## Short exercise
Give a verbatim copy of the lines below, minus the pictures.

## Dataset records

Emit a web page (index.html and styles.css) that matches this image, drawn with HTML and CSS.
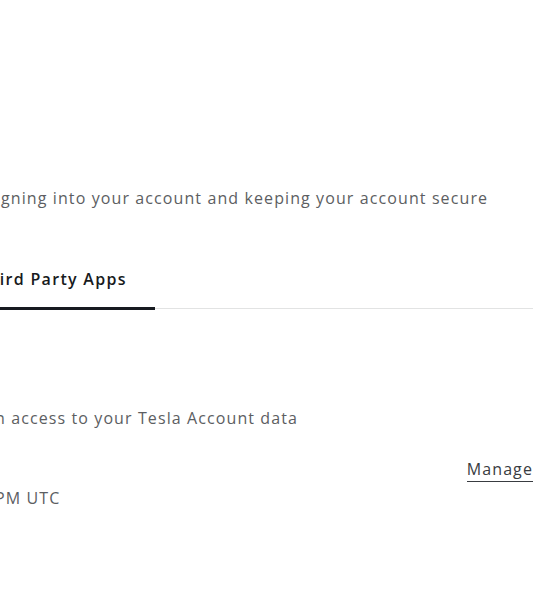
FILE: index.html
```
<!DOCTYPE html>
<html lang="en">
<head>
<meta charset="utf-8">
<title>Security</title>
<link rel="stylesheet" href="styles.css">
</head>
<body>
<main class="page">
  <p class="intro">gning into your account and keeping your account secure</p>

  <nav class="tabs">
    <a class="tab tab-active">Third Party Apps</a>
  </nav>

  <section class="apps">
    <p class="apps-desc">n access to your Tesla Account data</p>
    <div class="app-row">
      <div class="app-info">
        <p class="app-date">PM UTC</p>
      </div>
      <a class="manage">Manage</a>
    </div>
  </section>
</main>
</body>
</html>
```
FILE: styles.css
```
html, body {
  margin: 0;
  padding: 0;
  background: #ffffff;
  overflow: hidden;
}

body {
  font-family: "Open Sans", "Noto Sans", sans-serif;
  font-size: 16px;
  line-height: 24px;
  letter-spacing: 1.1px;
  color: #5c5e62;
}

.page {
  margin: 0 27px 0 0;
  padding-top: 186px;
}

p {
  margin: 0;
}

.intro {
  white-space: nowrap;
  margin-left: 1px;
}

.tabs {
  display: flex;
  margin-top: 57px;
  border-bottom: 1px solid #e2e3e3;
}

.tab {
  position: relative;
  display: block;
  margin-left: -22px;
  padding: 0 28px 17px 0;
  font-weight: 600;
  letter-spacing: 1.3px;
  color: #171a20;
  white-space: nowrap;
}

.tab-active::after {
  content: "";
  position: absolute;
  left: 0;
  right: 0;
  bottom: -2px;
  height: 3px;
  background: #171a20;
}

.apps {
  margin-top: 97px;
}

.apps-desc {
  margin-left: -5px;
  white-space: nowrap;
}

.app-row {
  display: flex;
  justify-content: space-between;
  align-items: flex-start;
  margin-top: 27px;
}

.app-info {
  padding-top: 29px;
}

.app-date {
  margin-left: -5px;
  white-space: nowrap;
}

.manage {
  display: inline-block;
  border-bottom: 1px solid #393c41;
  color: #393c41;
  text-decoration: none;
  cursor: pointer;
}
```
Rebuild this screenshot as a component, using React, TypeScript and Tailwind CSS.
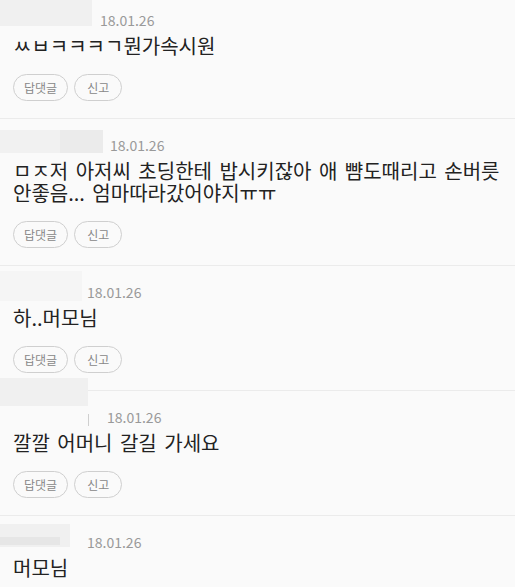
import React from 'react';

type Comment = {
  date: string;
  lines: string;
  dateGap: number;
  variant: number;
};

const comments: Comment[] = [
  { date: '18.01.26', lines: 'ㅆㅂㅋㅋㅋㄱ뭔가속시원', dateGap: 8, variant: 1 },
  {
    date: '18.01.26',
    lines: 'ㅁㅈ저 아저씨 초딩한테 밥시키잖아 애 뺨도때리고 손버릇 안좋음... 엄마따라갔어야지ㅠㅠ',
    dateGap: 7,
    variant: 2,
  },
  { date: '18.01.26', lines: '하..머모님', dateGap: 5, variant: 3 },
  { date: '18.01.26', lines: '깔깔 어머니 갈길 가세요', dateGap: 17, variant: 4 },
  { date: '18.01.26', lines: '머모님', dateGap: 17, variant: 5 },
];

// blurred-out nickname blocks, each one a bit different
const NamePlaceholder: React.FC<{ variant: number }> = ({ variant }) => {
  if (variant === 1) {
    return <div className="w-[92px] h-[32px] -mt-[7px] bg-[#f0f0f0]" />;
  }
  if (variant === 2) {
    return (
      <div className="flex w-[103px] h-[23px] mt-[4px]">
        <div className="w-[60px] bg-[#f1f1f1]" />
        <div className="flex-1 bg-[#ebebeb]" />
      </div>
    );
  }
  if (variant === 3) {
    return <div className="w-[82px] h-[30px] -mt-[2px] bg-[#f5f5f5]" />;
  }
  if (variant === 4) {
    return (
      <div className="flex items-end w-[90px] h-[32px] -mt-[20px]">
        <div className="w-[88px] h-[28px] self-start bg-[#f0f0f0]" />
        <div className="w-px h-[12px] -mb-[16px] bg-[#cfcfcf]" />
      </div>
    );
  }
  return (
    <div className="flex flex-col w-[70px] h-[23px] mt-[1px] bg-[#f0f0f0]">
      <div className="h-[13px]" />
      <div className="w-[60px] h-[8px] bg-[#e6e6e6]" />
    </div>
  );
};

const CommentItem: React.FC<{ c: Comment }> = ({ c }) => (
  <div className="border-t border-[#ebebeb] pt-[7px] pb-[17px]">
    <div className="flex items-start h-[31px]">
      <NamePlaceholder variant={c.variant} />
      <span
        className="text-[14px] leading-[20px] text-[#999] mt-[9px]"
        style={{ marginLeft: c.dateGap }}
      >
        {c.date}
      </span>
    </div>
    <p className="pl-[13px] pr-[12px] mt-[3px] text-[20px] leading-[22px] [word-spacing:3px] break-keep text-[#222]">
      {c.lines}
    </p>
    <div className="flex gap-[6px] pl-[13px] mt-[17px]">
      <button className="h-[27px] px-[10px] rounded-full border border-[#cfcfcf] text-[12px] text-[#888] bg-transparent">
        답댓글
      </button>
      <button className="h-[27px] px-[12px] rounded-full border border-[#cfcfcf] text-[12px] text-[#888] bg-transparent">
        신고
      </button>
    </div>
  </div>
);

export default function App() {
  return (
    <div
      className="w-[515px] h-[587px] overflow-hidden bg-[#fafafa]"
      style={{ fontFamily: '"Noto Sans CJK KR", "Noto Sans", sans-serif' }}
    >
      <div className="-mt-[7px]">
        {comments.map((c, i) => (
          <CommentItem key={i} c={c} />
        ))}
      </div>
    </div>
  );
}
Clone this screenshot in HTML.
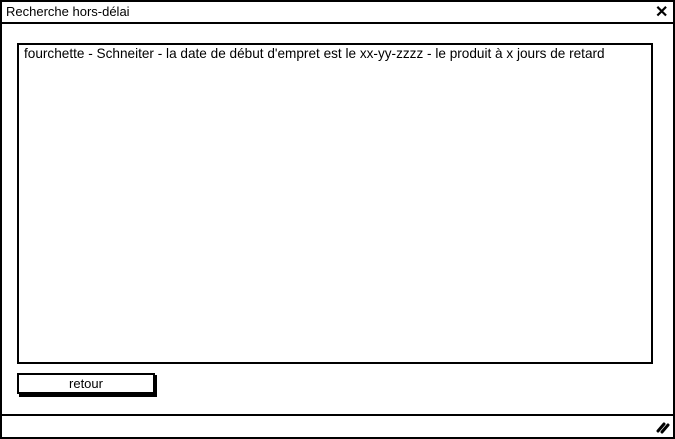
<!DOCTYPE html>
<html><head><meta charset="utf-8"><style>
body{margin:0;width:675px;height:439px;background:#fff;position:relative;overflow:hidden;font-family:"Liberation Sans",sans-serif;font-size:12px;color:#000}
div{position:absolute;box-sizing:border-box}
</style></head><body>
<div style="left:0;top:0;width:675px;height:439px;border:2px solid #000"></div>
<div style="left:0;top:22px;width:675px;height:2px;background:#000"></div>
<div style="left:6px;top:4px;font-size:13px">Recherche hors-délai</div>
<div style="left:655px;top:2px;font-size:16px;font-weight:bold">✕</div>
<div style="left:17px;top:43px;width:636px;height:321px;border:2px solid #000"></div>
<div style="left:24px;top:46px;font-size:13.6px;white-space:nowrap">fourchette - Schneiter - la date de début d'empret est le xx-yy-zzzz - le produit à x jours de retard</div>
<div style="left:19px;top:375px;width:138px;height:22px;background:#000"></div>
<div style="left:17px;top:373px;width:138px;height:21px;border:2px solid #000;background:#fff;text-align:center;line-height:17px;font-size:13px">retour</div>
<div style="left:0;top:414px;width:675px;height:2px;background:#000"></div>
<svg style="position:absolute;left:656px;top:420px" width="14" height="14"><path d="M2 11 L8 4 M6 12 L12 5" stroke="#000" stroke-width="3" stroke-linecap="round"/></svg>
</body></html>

## Result of the task
Emit a web page (index.html and styles.css) that matches this image, drawn with HTML and CSS.
FILE: index.html
```
<!DOCTYPE html>
<html lang="en">
<head>
<meta charset="utf-8">
<title>Security</title>
<link rel="stylesheet" href="styles.css">
</head>
<body>
<main class="page">
  <p class="intro">gning into your account and keeping your account secure</p>

  <nav class="tabs">
    <a class="tab tab-active">Third Party Apps</a>
  </nav>

  <section class="apps">
    <p class="apps-desc">n access to your Tesla Account data</p>
    <div class="app-row">
      <div class="app-info">
        <p class="app-date">PM UTC</p>
      </div>
      <a class="manage">Manage</a>
    </div>
  </section>
</main>
</body>
</html>
```
FILE: styles.css
```
html, body {
  margin: 0;
  padding: 0;
  background: #ffffff;
  overflow: hidden;
}

body {
  font-family: "Open Sans", "Noto Sans", sans-serif;
  font-size: 16px;
  line-height: 24px;
  letter-spacing: 1.1px;
  color: #5c5e62;
}

.page {
  margin: 0 27px 0 0;
  padding-top: 186px;
}

p {
  margin: 0;
}

.intro {
  white-space: nowrap;
  margin-left: 1px;
}

.tabs {
  display: flex;
  margin-top: 57px;
  border-bottom: 1px solid #e2e3e3;
}

.tab {
  position: relative;
  display: block;
  margin-left: -22px;
  padding: 0 28px 17px 0;
  font-weight: 600;
  letter-spacing: 1.3px;
  color: #171a20;
  white-space: nowrap;
}

.tab-active::after {
  content: "";
  position: absolute;
  left: 0;
  right: 0;
  bottom: -2px;
  height: 3px;
  background: #171a20;
}

.apps {
  margin-top: 97px;
}

.apps-desc {
  margin-left: -5px;
  white-space: nowrap;
}

.app-row {
  display: flex;
  justify-content: space-between;
  align-items: flex-start;
  margin-top: 27px;
}

.app-info {
  padding-top: 29px;
}

.app-date {
  margin-left: -5px;
  white-space: nowrap;
}

.manage {
  display: inline-block;
  border-bottom: 1px solid #393c41;
  color: #393c41;
  text-decoration: none;
  cursor: pointer;
}
```
Rebuild this screenshot as a component, using React, TypeScript and Tailwind CSS.
import React from 'react';

type Comment = {
  date: string;
  lines: string;
  dateGap: number;
  variant: number;
};

const comments: Comment[] = [
  { date: '18.01.26', lines: 'ㅆㅂㅋㅋㅋㄱ뭔가속시원', dateGap: 8, variant: 1 },
  {
    date: '18.01.26',
    lines: 'ㅁㅈ저 아저씨 초딩한테 밥시키잖아 애 뺨도때리고 손버릇 안좋음... 엄마따라갔어야지ㅠㅠ',
    dateGap: 7,
    variant: 2,
  },
  { date: '18.01.26', lines: '하..머모님', dateGap: 5, variant: 3 },
  { date: '18.01.26', lines: '깔깔 어머니 갈길 가세요', dateGap: 17, variant: 4 },
  { date: '18.01.26', lines: '머모님', dateGap: 17, variant: 5 },
];

// blurred-out nickname blocks, each one a bit different
const NamePlaceholder: React.FC<{ variant: number }> = ({ variant }) => {
  if (variant === 1) {
    return <div className="w-[92px] h-[32px] -mt-[7px] bg-[#f0f0f0]" />;
  }
  if (variant === 2) {
    return (
      <div className="flex w-[103px] h-[23px] mt-[4px]">
        <div className="w-[60px] bg-[#f1f1f1]" />
        <div className="flex-1 bg-[#ebebeb]" />
      </div>
    );
  }
  if (variant === 3) {
    return <div className="w-[82px] h-[30px] -mt-[2px] bg-[#f5f5f5]" />;
  }
  if (variant === 4) {
    return (
      <div className="flex items-end w-[90px] h-[32px] -mt-[20px]">
        <div className="w-[88px] h-[28px] self-start bg-[#f0f0f0]" />
        <div className="w-px h-[12px] -mb-[16px] bg-[#cfcfcf]" />
      </div>
    );
  }
  return (
    <div className="flex flex-col w-[70px] h-[23px] mt-[1px] bg-[#f0f0f0]">
      <div className="h-[13px]" />
      <div className="w-[60px] h-[8px] bg-[#e6e6e6]" />
    </div>
  );
};

const CommentItem: React.FC<{ c: Comment }> = ({ c }) => (
  <div className="border-t border-[#ebebeb] pt-[7px] pb-[17px]">
    <div className="flex items-start h-[31px]">
      <NamePlaceholder variant={c.variant} />
      <span
        className="text-[14px] leading-[20px] text-[#999] mt-[9px]"
        style={{ marginLeft: c.dateGap }}
      >
        {c.date}
      </span>
    </div>
    <p className="pl-[13px] pr-[12px] mt-[3px] text-[20px] leading-[22px] [word-spacing:3px] break-keep text-[#222]">
      {c.lines}
    </p>
    <div className="flex gap-[6px] pl-[13px] mt-[17px]">
      <button className="h-[27px] px-[10px] rounded-full border border-[#cfcfcf] text-[12px] text-[#888] bg-transparent">
        답댓글
      </button>
      <button className="h-[27px] px-[12px] rounded-full border border-[#cfcfcf] text-[12px] text-[#888] bg-transparent">
        신고
      </button>
    </div>
  </div>
);

export default function App() {
  return (
    <div
      className="w-[515px] h-[587px] overflow-hidden bg-[#fafafa]"
      style={{ fontFamily: '"Noto Sans CJK KR", "Noto Sans", sans-serif' }}
    >
      <div className="-mt-[7px]">
        {comments.map((c, i) => (
          <CommentItem key={i} c={c} />
        ))}
      </div>
    </div>
  );
}
Clone this screenshot in HTML.
<!DOCTYPE html>
<html><head><meta charset="utf-8"><style>
body{margin:0;width:675px;height:439px;background:#fff;position:relative;overflow:hidden;font-family:"Liberation Sans",sans-serif;font-size:12px;color:#000}
div{position:absolute;box-sizing:border-box}
</style></head><body>
<div style="left:0;top:0;width:675px;height:439px;border:2px solid #000"></div>
<div style="left:0;top:22px;width:675px;height:2px;background:#000"></div>
<div style="left:6px;top:4px;font-size:13px">Recherche hors-délai</div>
<div style="left:655px;top:2px;font-size:16px;font-weight:bold">✕</div>
<div style="left:17px;top:43px;width:636px;height:321px;border:2px solid #000"></div>
<div style="left:24px;top:46px;font-size:13.6px;white-space:nowrap">fourchette - Schneiter - la date de début d'empret est le xx-yy-zzzz - le produit à x jours de retard</div>
<div style="left:19px;top:375px;width:138px;height:22px;background:#000"></div>
<div style="left:17px;top:373px;width:138px;height:21px;border:2px solid #000;background:#fff;text-align:center;line-height:17px;font-size:13px">retour</div>
<div style="left:0;top:414px;width:675px;height:2px;background:#000"></div>
<svg style="position:absolute;left:656px;top:420px" width="14" height="14"><path d="M2 11 L8 4 M6 12 L12 5" stroke="#000" stroke-width="3" stroke-linecap="round"/></svg>
</body></html>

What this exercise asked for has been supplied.